COME LA FONTANA DI TOTÒ E PEPPINO
C'è poi, nel 2008, il fido senza garanzia a 10 soggetti "legati da rapporti di lavoro o affari con Btp", per l'acquisto di due case a testa da Immobiliare Ferrucci (di Btp) "per 5,9 milioni, con significative deviazioni dagli standard ortodossi". Ovvero l'erogazione "dell'80% della compravendita, nonostante la realizzazione degli appartamenti fosse da anni ferma alla fase di scavo per difficoltà dell'impresa". Su quelle case non vi fu "nessuna perizia di stima del valore, risultato oltre il doppio rispetto a quello rilevabile da archivi pubblici". I rispettivi oneri, nel 2009, li pagarono altre società di Btp, a titolo di risoluzione del preliminare. Sulla vicenda indaga la magistratura. Come pure su quella che riguarda il fido da 2,5 milioni, tre anni fa, per acquistare un'area da Due Erre (allora in capo a Btp), "e che neppure era proprietaria dell'area oggetto di vendita". Un po' come la fontana di Treni di Totò e Peppino. Ma quei soldi servirono a far rientrare un cliente della banca, la Campi costruzioni. I milioni finirono ad Alfieri (di Btp) che "in pari data comprava per 7 milioni un terreno da Campi". Ancora oggi i costruttori non hanno comprato l'area, e la loro esposizione "è stata ridimensionata a seguito dell'erogazione di un nuovo grande fido" a società partecipata. Nuove società, vecchi nomi, nuovi fidi.

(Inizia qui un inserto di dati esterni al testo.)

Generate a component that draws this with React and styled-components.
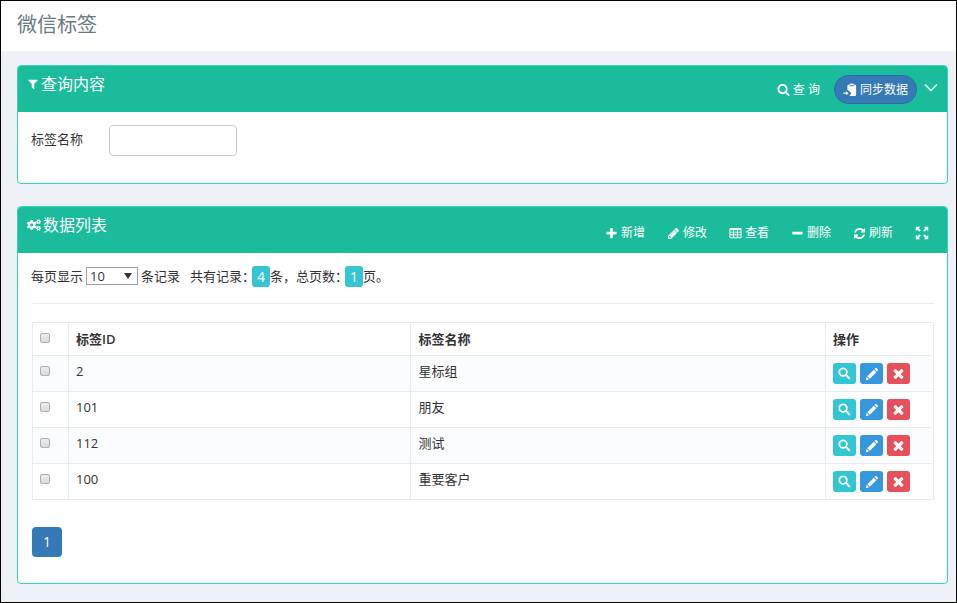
import styled, { createGlobalStyle } from 'styled-components'
import { useState } from 'react'
import { FaCogs } from 'react-icons/fa'

const GlobalStyle = createGlobalStyle`
  * {
    box-sizing: border-box;
  }

  body {
    margin: 0;
    font-family: 'Open Sans', 'Noto Sans CJK SC', sans-serif;
    font-size: 13px;
    line-height: 20px;
    color: #333;
    background: #eef1f5;
  }

  button,
  input,
  select {
    font: inherit;
    color: inherit;
    margin: 0;
  }
`

const Page = styled.div`
  min-height: 100vh;
  border: 1px solid #000;
  background: #eef1f6;
`

const PageHeader = styled.header`
  height: 50px;
  padding: 0 16px;
  display: flex;
  align-items: flex-start;
  background: #fff;
`

const PageTitle = styled.h1`
  margin: 0;
  font-size: 20px;
  line-height: 48px;
  font-weight: 400;
  color: #697882;
`

const Main = styled.main`
  padding: 14px 8px 18px 16px;
  display: flex;
  flex-direction: column;
  gap: 22px;
`

const Panel = styled.section`
  border: 1px solid #36d7b7;
  border-radius: 4px;
  background: #fff;
  overflow: hidden;
`

const PanelHeader = styled.div`
  height: 46px;
  padding: 0 9px;
  display: flex;
  justify-content: space-between;
  background: #1bbc9b;
  color: #fff;
`

const PanelTitle = styled.h2`
  margin: 0;
  padding-top: 5px;
  height: 30px;
  display: flex;
  align-items: center;
  gap: 2px;
  font-size: 16px;
  line-height: 24px;
  font-weight: 400;
`

const Toolbar = styled.div`
  display: flex;
  align-items: center;
  gap: ${(props) => props.$gap}px;
  padding: ${(props) => props.$top}px ${(props) => props.$end}px 0 0;
`

const ToolButton = styled.button`
  display: flex;
  align-items: center;
  gap: 3px;
  padding: 0;
  border: 0;
  background: none;
  color: #fff;
  font-size: 12px;
  line-height: 20px;
  cursor: pointer;
`

const SyncButton = styled(ToolButton)`
  height: 29px;
  padding: 0 8px;
  border: 1px solid #2e6da4;
  border-radius: 25px;
  background: #337ab7;
`

const CollapseButton = styled(ToolButton)`
  height: 42px;
  align-self: flex-start;
`

const SearchTools = styled.div`
  display: flex;
  align-items: center;
  gap: 14px;
`

const PanelBody = styled.div`
  padding: ${(props) => (props.$form ? '13px 13px 27px' : '12px 13px 26px')};
`

const Field = styled.div`
  display: flex;
  align-items: flex-start;
  gap: 26px;
  line-height: 28px;
`

const TextInput = styled.input`
  width: 128px;
  height: 31px;
  padding: 4px 8px;
  border: 1px solid #c2cad8;
  border-radius: 4px;
  background: #fff;
`

const Summary = styled.div`
  display: flex;
  align-items: center;
  height: 22px;
`

const PageSize = styled.label`
  display: flex;
  align-items: center;
  gap: 3px;
  margin-right: 10px;
`

const SelectBox = styled.span`
  display: inline-grid;
  align-items: center;
  justify-items: end;

  & > * {
    grid-area: 1 / 1;
  }
`

const Select = styled.select`
  appearance: none;
  width: 52px;
  height: 18px;
  padding: 0 3px;
  border: 1px solid #a0a0a0;
  border-radius: 0;
  background: #fff;
  line-height: 16px;
`

const SelectArrow = styled.span`
  margin-right: 6px;
  border: 4px solid transparent;
  border-top: 6px solid #333;
  border-bottom: 0;
  pointer-events: none;
`

const Badge = styled.span`
  margin-left: -3px;
  padding: 0 5px;
  border-radius: 3px;
  background: #36c6d3;
  color: #fff;
  font-size: 14px;
  line-height: 21px;
`

const ListContent = styled.div`
  padding-left: 1px;
`

const Divider = styled.hr`
  margin: 16px 0 18px;
  border: 0;
  border-top: 1px solid #eee;
`

const Table = styled.table`
  width: 100%;
  table-layout: fixed;
  border-collapse: collapse;

  th,
  td {
    border: 1px solid #e7ecf1;
    padding: 6px 7px;
    text-align: left;
    vertical-align: top;
  }

  th {
    font-weight: 600;
  }

  td {
    height: 36px;
    padding: 5px 7px;
  }

  tbody tr:nth-child(odd) {
    background: #fbfcfd;
  }
`

const Column = styled.col`
  width: ${(props) => props.$width};
`

const Checkbox = styled.input`
  appearance: none;
  display: block;
  width: 10px;
  height: 10px;
  margin: ${(props) => (props.$head ? 4 : 5)}px 0;
  border: 1px solid #b0b0b0;
  border-radius: 2px;
  background: linear-gradient(#ececec, #dadada);

  &:checked {
    background: #337ab7;
  }
`

const Actions = styled.div`
  display: flex;
  gap: 4px;
  padding: 2px 0;
`

const ActionButton = styled.button`
  display: flex;
  align-items: center;
  justify-content: center;
  width: 23px;
  height: 21px;
  padding: 0;
  border: 0;
  border-radius: 3px;
  background: ${(props) => props.$color};
  color: #fff;
  cursor: pointer;
`

const Pagination = styled.nav`
  display: flex;
  margin-top: 27px;
`

const PageLink = styled.a`
  width: 30px;
  height: 30px;
  border-radius: 4px;
  background: #337ab7;
  color: #fff;
  font-size: 14px;
  line-height: 29px;
  text-align: center;
  text-decoration: none;
`

const paths = {
  search:
    'M1216 832q0-185-131.5-316.5t-316.5-131.5-316.5 131.5-131.5 316.5 131.5 316.5 316.5 131.5 316.5-131.5 131.5-316.5zm512 832q0 52-38 90t-90 38q-54 0-90-38l-343-342q-179 124-399 124-143 0-273.5-55.5t-225-150-150-225-55.5-273.5 55.5-273.5 150-225 225-150 273.5-55.5 273.5 55.5 225 150 150 225 55.5 273.5q0 220-124 399l343 343q37 37 37 90z',
  zoom: 'M700 60a640 640 0 0 1 535 990l440 420q60 60 0 120l-90 90q-60 60-120 0l-420-440A640 640 0 1 1 700 60zM700 300a400 400 0 1 0 0 800 400 400 0 1 0 0-800z',
  pencil:
    'M491 1536l91-91-235-235-91 91v107h128v128h107zm523-928q0-22-22-22-10 0-17 7l-542 542q-7 7-7 17 0 22 22 22 10 0 17-7l542-542q7-7 7-17zm-54-192l416 416-832 832h-416v-416zm683 96q0 53-37 90l-166 166-416-416 166-165q36-38 90-38 53 0 91 38l235 234q37 39 37 91z',
  edit: 'M90 1700l130-430 300 300zM300 1180l830-830 310 310-830 830zM1210 270l130-130q60-50 120 0l190 190q50 60 0 120l-130 130z',
  plus: 'M1600 736v192q0 40-28 68t-68 28h-416v416q0 40-28 68t-68 28h-192q-40 0-68-28t-28-68v-416h-416q-40 0-68-28t-28-68v-192q0-40 28-68t68-28h416v-416q0-40 28-68t68-28h192q40 0 68 28t28 68v416h416q40 0 68 28t28 68z',
  minus:
    'M1600 736v192q0 40-28 68t-68 28h-1216q-40 0-68-28t-28-68v-192q0-40 28-68t68-28h1216q40 0 68 28t28 68z',
  filter:
    'M1595 295q17 41-14 70l-493 493v742q0 42-39 59-13 5-25 5-27 0-45-19l-256-256q-19-19-19-45v-486l-493-493q-31-29-14-70 17-39 59-39h1280q42 0 59 39z',
  refresh:
    'M1639 1056q0 5-1 7-64 268-268 434.5t-478 166.5q-146 0-282.5-55t-243.5-157l-129 129q-19 19-45 19t-45-19-19-45v-448q0-26 19-45t45-19h448q26 0 45 19t19 45-19 45l-137 137q71 66 161 102t187 36q134 0 250-65t186-179q11-17 53-117 8-23 30-23h192q13 0 22.5 9.5t9.5 22.5zm25-800v448q0 26-19 45t-45 19h-448q-26 0-45-19t-19-45 19-45l138-138q-148-137-349-137-134 0-250 65t-186 179q-11 17-53 117-8 23-30 23h-199q-13 0-22.5-9.5t-9.5-22.5v-7q65-268 270-434.5t480-166.5q146 0 284 55.5t245 156.5l130-129q19-19 45-19t45 19 19 45z',
  table:
    'M160 128h1472q96 0 96 96v1216q0 96-96 96H160q-96 0-96-96V224q0-96 96-96zM200 400v240h360V400zM700 400v240h392V400zM1232 400v240h360V400zM200 770v240h360V770zM700 770v240h392V770zM1232 770v240h360V770zM200 1140v256h360v-256zM700 1140v256h392v-256zM1232 1140v256h360v-256z',
  remove:
    'M1490 1322q0 40-28 68l-136 136q-28 28-68 28t-68-28l-294-294-294 294q-28 28-68 28t-68-28l-136-136q-28-28-28-68t28-68l294-294-294-294q-28-28-28-68t28-68l136-136q28-28 68-28t68 28l294 294 294-294q28-28 68-28t68 28l136 136q28 28 28 68t-28 68l-294 294 294 294q28 28 28 68z',
  expand:
    'M100 100h560l-190 190 270 270-180 180-270-270-190 190zM1692 100v560l-190-190-270 270-180-180 270-270-190-190zM100 1692v-560l190 190 270-270 180 180-270 270 190 190zM1692 1692h-560l190-190-270-270 180-180 270 270 190-190z',
  paste:
    'M560 380q0-150 150-150h110q20-170 300-170t300 170h110q150 0 150 150v1130q0 150-150 150H820l250-370-510-420zM840 290v130h560V290zM60 1230h340v-170l330 250-330 250v-170H60z',
}

const Icon = ({ name, size = 13 }) => (
  <svg
    width={size}
    height={size}
    viewBox="0 0 1792 1792"
    fill="currentColor"
    fillRule="evenodd"
    aria-hidden="true"
  >
    <path d={paths[name]} />
  </svg>
)

const tags = [
  { id: 2, name: '星标组' },
  { id: 101, name: '朋友' },
  { id: 112, name: '测试' },
  { id: 100, name: '重要客户' },
]

const tools = [
  { icon: 'plus', label: '新增' },
  { icon: 'pencil', label: '修改' },
  { icon: 'table', label: '查看' },
  { icon: 'minus', label: '删除' },
  { icon: 'refresh', label: '刷新' },
]

const TagRow = ({ tag, checked, onToggle }) => (
  <tr>
    <td>
      <Checkbox
        type="checkbox"
        aria-label={`选择 ${tag.name}`}
        checked={checked}
        onChange={() => onToggle(tag.id)}
      />
    </td>
    <td>{tag.id}</td>
    <td>{tag.name}</td>
    <td>
      <Actions>
        <ActionButton $color="#32c5d2" aria-label="查看">
          <Icon name="zoom" />
        </ActionButton>
        <ActionButton $color="#3598dc" aria-label="修改">
          <Icon name="edit" size={14} />
        </ActionButton>
        <ActionButton $color="#e7505a" aria-label="删除">
          <Icon name="remove" size={15} />
        </ActionButton>
      </Actions>
    </td>
  </tr>
)

const SearchPanel = () => (
  <Panel>
    <PanelHeader>
      <PanelTitle>
        <Icon name="filter" size={12} />
        查询内容
      </PanelTitle>
      <Toolbar $gap={7} $top={1} $end={0}>
        <SearchTools>
          <ToolButton>
            <Icon name="search" />查 询
          </ToolButton>
          <SyncButton>
            <Icon name="paste" size={14} />
            同步数据
          </SyncButton>
        </SearchTools>
        <CollapseButton aria-label="收起">
          <svg width="14" height="10" viewBox="0 0 14 10" aria-hidden="true">
            <path
              d="M1 1.5l6 6 6-6"
              fill="none"
              stroke="#d9f5ee"
              strokeWidth="1.7"
            />
          </svg>
        </CollapseButton>
      </Toolbar>
    </PanelHeader>
    <PanelBody $form>
      <Field>
        <label htmlFor="tagName">标签名称</label>
        <TextInput id="tagName" type="text" />
      </Field>
    </PanelBody>
  </Panel>
)

const ListPanel = () => {
  const [selected, setSelected] = useState([])

  const allSelected = selected.length === tags.length

  function toggle(id) {
    setSelected((ids) =>
      ids.includes(id) ? ids.filter((i) => i !== id) : [...ids, id]
    )
  }

  function toggleAll() {
    setSelected(allSelected ? [] : tags.map((tag) => tag.id))
  }

  return (
    <Panel>
      <PanelHeader>
        <PanelTitle>
          <FaCogs size={14} />
          数据列表
        </PanelTitle>
        <Toolbar $gap={22} $top={6} $end={9}>
          {tools.map((tool) => (
            <ToolButton key={tool.icon}>
              <Icon name={tool.icon} />
              {tool.label}
            </ToolButton>
          ))}
          <ToolButton aria-label="全屏">
            <Icon name="expand" size={14} />
          </ToolButton>
        </Toolbar>
      </PanelHeader>

      <PanelBody>
        <Summary>
          <PageSize>
            每页显示
            <SelectBox>
              <Select defaultValue="10">
                <option>10</option>
                <option>20</option>
                <option>50</option>
              </Select>
              <SelectArrow />
            </SelectBox>
            条记录
          </PageSize>
          共有记录：<Badge>{tags.length}</Badge>条，总页数：<Badge>1</Badge>页。
        </Summary>
        <ListContent>
          <Divider />
          <Table>
            <colgroup>
              <Column $width="36px" />
              <Column $width="38%" />
              <Column />
              <Column $width="108px" />
            </colgroup>
            <thead>
              <tr>
                <th>
                  <Checkbox
                    $head
                    type="checkbox"
                    aria-label="全选"
                    checked={allSelected}
                    onChange={toggleAll}
                  />
                </th>
                <th>标签ID</th>
                <th>标签名称</th>
                <th>操作</th>
              </tr>
            </thead>
            <tbody>
              {tags.map((tag) => (
                <TagRow
                  key={tag.id}
                  tag={tag}
                  checked={selected.includes(tag.id)}
                  onToggle={toggle}
                />
              ))}
            </tbody>
          </Table>
          <Pagination aria-label="分页">
            <PageLink href="#1">1</PageLink>
          </Pagination>
        </ListContent>
      </PanelBody>
    </Panel>
  )
}

const App = () => (
  <>
    <GlobalStyle />
    <Page>
      <PageHeader>
        <PageTitle>微信标签</PageTitle>
      </PageHeader>
      <Main>
        <SearchPanel />
        <ListPanel />
      </Main>
    </Page>
  </>
)

export default App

OPERAZIONI RISCHIOSE PER L'ANTIRICICLAGGIO
Altro caso dolente è l'anticipo di crediti "salvo buon fine" della Btp di Fusi; ma a buon fine non andavano, e "malgrado il sistematico richiamo della carta presentata (e salita da 20 milioni nel 2007 a 29 milioni nel 2009), quasi sempre infragruppo". Oppure, a Btp "era consentito l'addebito di effetti o Riba da lei emessi (a proprio favore), presentati all'incasso su altre banche, domiciliati per il pagamento sul Ccf e risultati quasi sempre insoluti". Una triangolazione che nel triennio ha riguardato 230 milioni, il 40% dei ricavi di Btp. Tali pratiche hanno pesato sulla liquidità: nell'ottobre scorso Ccf fu "costretta a un'imprevista operazione di pronti contro termine per 10 milioni a sei giorni". Nessuno eccepì. E nessuno lamentò che queste operazioni fossero "tra le più rischiose" in fatto di antiriciclaggio. Con grandi spostamenti di denaro giornalieri tra conti dell'orbita Btp, per cifre spesso superiori al volume di affari reali. Manco a dirlo, quella normativa "non è stata rispettata, anche per non trascurabili insufficienze nei processi organizzativi e di controllo".